I'm writing this because I discovered this new McDonalds ad campaign that seems to be directed towards Asian-Americans, namely in Hawaii. It's called I Am Asian and I guess it's a sub-group of the "I'm Lovin' It" ads. Here's the flavor text.

"We're Asian and Pacific Islander Americans "living on the rim," where our diverse cultures and the everyday American lifestyle become one. We're hanging on to our great traditions while we move to the beat of the times. We honor our heritage - but we love being Americans. From high fashion to high tech, from Asian Pacific American hip hop to haute cuisine, we're weaving the threads of our culture into the fabric of everyday American life. Whether we're sipping green tea or enjoying a Big Mac® sandwich, we're helping make the magic mix called America become even richer. And McDonald's is right there with us, everyday!"

This honestly borders on racist, using people's race in other to pitch a product to them. It also doesn't make any sense. Are Asian-American people supposed to associate McDonalds, an American conglomerate, with AZN pride? McDonalds doesn't just use these "We support cultural diversity, we swear it" type of things in other countries. Next time you get some McDonalds food look at the bag. There's like 50 different ways to say "I'm Lovin' It" printed on the bag, as well as a picture of a rediculous looking asian man with a helmet on racing a go-kart. It's terrible. I hate the world sometimes.

I discovered this ad while searching for a music video called "Robot" by a Korean band called Seo Tai-Ji. I did the mistake of watching the Korean Music Channel knowing full well that everything I hear I will never hear again for as long as I live. It's kind of poetic actually. Anyways, it had some brilliant cinematography. All this symbolism and some metaphors and other literary devices I can't spell. It was awesome to the max.

Oh and yesterday wasn't an April Fools joke, I actually got the job, and I'm actually cool.

I told John I got the job and he instantly called me a fag. It's good to have friends like John who always manage to ridicule you no matter what you do. I love you John.

April 1st - I'm Cool

I've been busy lately. I have an abnormally large amount of homework this trimester, driving school Monday through Friday, Japanese class on Thursdays and work on Wednesday, Friday and Saturday night. As you can see, my schedua
l is very full. Today I get to add another "to do" to the list...

I'm the facking letters columnist for Gameforms baby.

YEEHAW!

I got both an e-mail and an IM from one Ed McGlothlin of Gameforms today. Aparently I rule as I beat out 18 other applicants for the job. I like to think this officially makes me a much more awesome person than 18 other people. I'm excited for the job. I mean, it's not like I'm lead porn tester at Hustler International but I think this ranks up there. At 16 I'm probably the youngest staff member on the site but I think I'll do a respectable job. If anyone can handle fanboyish ranting on a variety of video game related subjects it's me. Gameforms is a fairly respectable site so this should be fun, despite what previous letter columnist/psycho John Hummel has to say. Just kidding about that psycho part but I'd be lying if I said he didn't seem bitter. I hope that everything works out and the job isn't too demanding. Wow, I finally have a respectable job in the video game media. A respectable job that pays no money. Awesome.
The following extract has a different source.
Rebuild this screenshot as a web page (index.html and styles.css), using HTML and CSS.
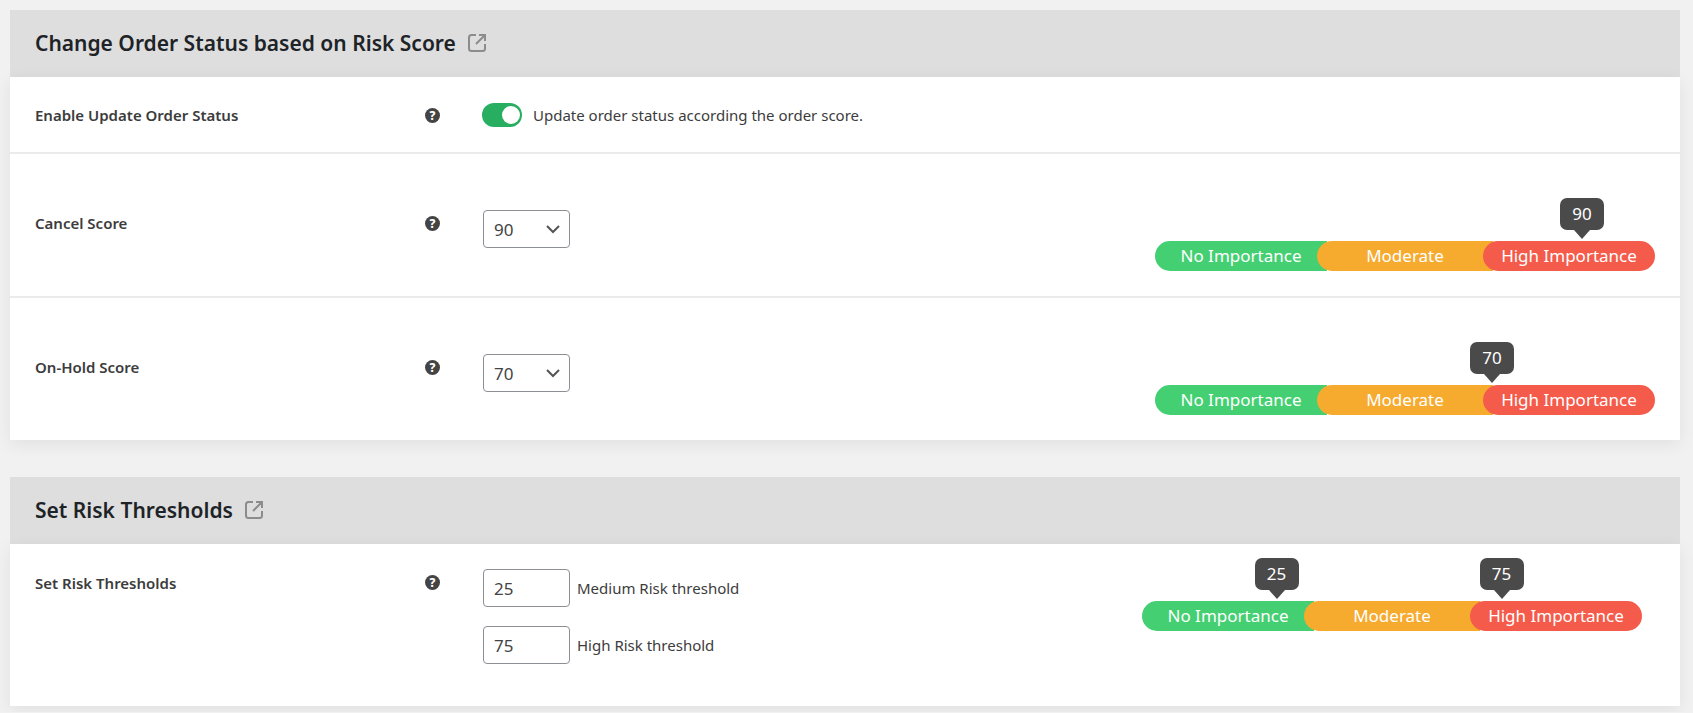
FILE: index.html
```html
<!DOCTYPE html>
<html lang="en">
<head>
  <meta charset="UTF-8" />
  <meta name="viewport" content="width=device-width, initial-scale=1" />
  <title>Risk Score Settings</title>
  <link rel="stylesheet" href="styles.css">
</head>
<body>

  <form class="settings">

    <section class="panel">
      <header class="panel-header">
        <h2>Change Order Status based on Risk Score</h2>
        <a href="#" class="doc-link" aria-label="Open documentation">
          <svg width="18" height="18" viewBox="0 0 18 18">
            <path d="M8 1H3.500Q1 1 1 3.500V14.500Q1 17 3.500 17H14.500Q17 17 17 14.500V10M11 1H17V7M17 1L8 10" />
          </svg>
        </a>
      </header>

      <div class="panel-body">
        <div class="row">
          <label class="row-label" for="enable-status">Enable Update Order Status</label>
          <button type="button" class="help" aria-label="Help">?</button>
          <div class="field">
            <input type="checkbox" id="enable-status" class="toggle" checked>
            <label class="hint" for="enable-status">Update order status according the order score.</label>
          </div>
        </div>

        <div class="row row-score">
          <label class="row-label" for="cancel-score">Cancel Score</label>
          <button type="button" class="help" aria-label="Help">?</button>
          <div class="field">
            <div class="select-wrap">
              <select id="cancel-score" class="control">
                <option>70</option>
                <option>80</option>
                <option selected>90</option>
              </select>
              <svg class="chevron" width="14" height="9" viewBox="0 0 14 9"><path d="M1 1l6 6 6-6" /></svg>
            </div>
          </div>
          <div class="scale">
            <span class="marker" style="left: 81%">90</span>
            <span class="level level-low">No Importance</span>
            <span class="level level-mid">Moderate</span>
            <span class="level level-high">High Importance</span>
          </div>
        </div>

        <div class="row row-score">
          <label class="row-label" for="hold-score">On-Hold Score</label>
          <button type="button" class="help" aria-label="Help">?</button>
          <div class="field">
            <div class="select-wrap">
              <select id="hold-score" class="control">
                <option>60</option>
                <option selected>70</option>
                <option>80</option>
              </select>
              <svg class="chevron" width="14" height="9" viewBox="0 0 14 9"><path d="M1 1l6 6 6-6" /></svg>
            </div>
          </div>
          <div class="scale">
            <span class="marker" style="left: 63%">70</span>
            <span class="level level-low">No Importance</span>
            <span class="level level-mid">Moderate</span>
            <span class="level level-high">High Importance</span>
          </div>
        </div>
      </div>
    </section>

    <section class="panel">
      <header class="panel-header">
        <h2>Set Risk Thresholds</h2>
        <a href="#" class="doc-link" aria-label="Open documentation">
          <svg width="18" height="18" viewBox="0 0 18 18">
            <path d="M8 1H3.500Q1 1 1 3.500V14.500Q1 17 3.500 17H14.500Q17 17 17 14.500V10M11 1H17V7M17 1L8 10" />
          </svg>
        </a>
      </header>

      <div class="panel-body">
        <div class="row row-thresholds">
          <label class="row-label" for="medium-risk">Set Risk Thresholds</label>
          <button type="button" class="help" aria-label="Help">?</button>
          <div class="field-list">
            <div class="field">
              <input type="text" inputmode="numeric" id="medium-risk" class="control" value="25">
              <label class="hint" for="medium-risk">Medium Risk threshold</label>
            </div>
            <div class="field">
              <input type="text" inputmode="numeric" id="high-risk" class="control" value="75">
              <label class="hint" for="high-risk">High Risk threshold</label>
            </div>
          </div>
          <div class="scale">
            <span class="marker" style="left: 22.5%">25</span>
            <span class="marker" style="left: 67.5%">75</span>
            <span class="level level-low">No Importance</span>
            <span class="level level-mid">Moderate</span>
            <span class="level level-high">High Importance</span>
          </div>
        </div>
      </div>
    </section>

  </form>

</body>
</html>
```
FILE: styles.css
```css
* {
  box-sizing: border-box;
}

body {
  margin: 0;
  background: #f1f1f1;
  color: #3c3c3c;
  font-family: 'Segoe UI', 'Noto Sans', sans-serif;
  font-size: 15px;
}

.settings {
  display: flex;
  flex-direction: column;
  gap: 37px;
  padding: 10px 13px 6px 10px;
}

.panel-header {
  display: flex;
  align-items: center;
  gap: 12px;
  height: 67px;
  padding: 0 25px 2px;
  background: #dedede;
}

.panel-header h2 {
  margin: 0;
  color: #1d2327;
  font-size: 21px;
  font-weight: 600;
  line-height: 32px;
}

.doc-link {
  display: flex;
}

.doc-link svg {
  fill: none;
  stroke: #8c8c8c;
  stroke-width: 2;
}

.panel-body {
  position: relative;
  background: #fff;
  box-shadow: 0 4px 16px rgba(0, 0, 0, 0.07);
}

.row {
  display: grid;
  grid-template-columns: 390px 57px 1fr 500px;
  align-items: center;
  padding: 24px 25px 23px;
  border-bottom: 2px solid #ebebeb;
}

.row:last-child {
  border-bottom: none;
}

.row-label {
  font-weight: 600;
  line-height: 28px;
}

.help {
  width: 15px;
  height: 15px;
  padding: 0;
  border: none;
  border-radius: 50%;
  background: #444;
  color: #fff;
  font-family: inherit;
  font-size: 12px;
  font-weight: 800;
  line-height: 15px;
  cursor: pointer;
}

.field {
  display: flex;
  align-items: center;
}

.hint {
  line-height: 28px;
}

/* toggle switch */
.toggle {
  appearance: none;
  width: 40px;
  height: 24px;
  margin: 0 11px 0 0;
  padding: 3px 2px;
  border-radius: 12px;
  background: #27ae60;
  cursor: pointer;
}

.toggle:not(:checked) {
  background: #ccc;
}

.toggle::before {
  content: "";
  display: block;
  width: 18px;
  height: 18px;
  border-radius: 50%;
  background: #fff;
}

.toggle:checked::before {
  margin-left: auto;
}

/* selects and text boxes */
.control {
  appearance: none;
  width: 87px;
  height: 38px;
  margin: 0 1px;
  padding: 0 10px;
  border: 1px solid #8c8f94;
  border-radius: 4px;
  background: #fff;
  color: #444;
  font-family: inherit;
  font-size: 17px;
}

.select-wrap {
  position: relative;
}

.chevron {
  position: absolute;
  top: 15px;
  right: 11px;
  fill: none;
  stroke: #555;
  stroke-width: 2;
  pointer-events: none;
}

.row-score {
  padding: 25px;
}

.row-score .row-label,
.row-score .help {
  margin-bottom: 4px;
}

.row-score .field {
  padding-top: 8px;
}

.row-score .scale {
  margin-top: 62px;
}

.row-thresholds {
  align-items: start;
  padding: 25px 38px 42px 25px;
}

.row-thresholds .help {
  margin-top: 6px;
}

.row-thresholds .scale {
  margin-top: 32px;
}

.field-list {
  display: flex;
  flex-direction: column;
  gap: 19px;
}

.field-list .hint {
  margin-left: 6px;
}

/* risk scale */
.scale {
  position: relative;
  display: grid;
  grid-template-columns: 162px 1fr 172px;
  height: 30px;
  color: #fff;
  font-size: 17px;
  line-height: 30px;
  text-align: center;
}

.level-low {
  margin-right: -10px;
  border-radius: 15px 0 0 15px;
  background: #44cf72;
}

.level-mid {
  position: relative;
  margin-right: -10px;
  border-radius: 15px 0 0 15px;
  background: #f6ab2f;
}

.level-high {
  position: relative;
  border-radius: 15px;
  background: #f45b4b;
}

.marker {
  position: absolute;
  bottom: 41px;
  width: 44px;
  height: 32px;
  border-radius: 7px;
  background: #4a4a4a;
  line-height: 32px;
}

.marker::after {
  content: "";
  position: absolute;
  top: 100%;
  left: 14px;
  border: 8px solid transparent;
  border-top: 9px solid #4a4a4a;
  border-bottom: none;
}
```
In other news, I'm taking Drivers Ed. Drivers Education is taught by this crazy lady who I believe hates children, and from what I've learned this seems to be the only qualification most teachers need. There's two classes available, one from 3 to 5 and one from 6 to 8. The kids in the 3 to 5 class all seem to be pretty mild mannered respectable people, mostly nice girls who smile at my comments and say things like "Chris, you're so funny!" Gabe Rosenthal is also in there. Gabe has some condition which makes him a complete nerdo who likes to engage people in conversations on topics they have no interest in. Oh and cutting you off whenever you try to change the subject. Trying to talk to this kid about selling him my Evangelion DVDs was a bad idea since it only resulted in a breakdown of his favorite anime series' and how he gets bootleg manga I've never heard of over the internet. Anyway, 3 to 5 sucks compared to the 6 to 8 class. This kid Corey I knew from Middle School is there, along with some other great kids including good friend David Lawall (Who we call David "The Wall" after the Pink Floyd album/movie thing). These kids seem to love me and the class is overall a hilarious experience, especially when we start discussing such important driving topics as "How to outrun the cops." We had to watch this driving video from the 80s in class. I swear if I had to live through the 80s I probably would've killed myself. Anyways, it had this ass-terrible 80s soundtrack and everytime it came on I started raving in my seat. Then, commenting on anti-lock breaks, some girl in the video said "You have to pump it!" and squeezed her hand in a suggested manner. I love educational films. We had to watch another one where some black guy randomly popped out of fucking nowhere to educate some kid about driving safely. I mean out of nowhere. Like, the kid will be driving and the dude pops onto the hood and starts talking about airbags or some shit like that. Reminded me a lot of "Don't Copy That Floppy." Jive black guys always seem the right choice for educational programs, like Levar from reading rainbow. What's up with Levar?

Some girl in the back of the classroom hates me for some unknown reason. Apparently she thinks she's more of a nerd than I am or something. It's asinine. I hate when people try to make their hatred for my personality public fact whether than just keeping it to themselves. My view on it is this. I could be a respectable young student and everyone could not be too concerned with me, maybe I'd have a few friends and everyone would be pretty normal. Or I can be my own outragous self and have nearly everyone love me and a few stragglers bitterly despise my guts. I choose option B, because every genius has his critics. I just wish they'd get over themselves.

Also, Home Alone by Special D is my new theme music. That is all. We return you to your reguarly schedualed internet.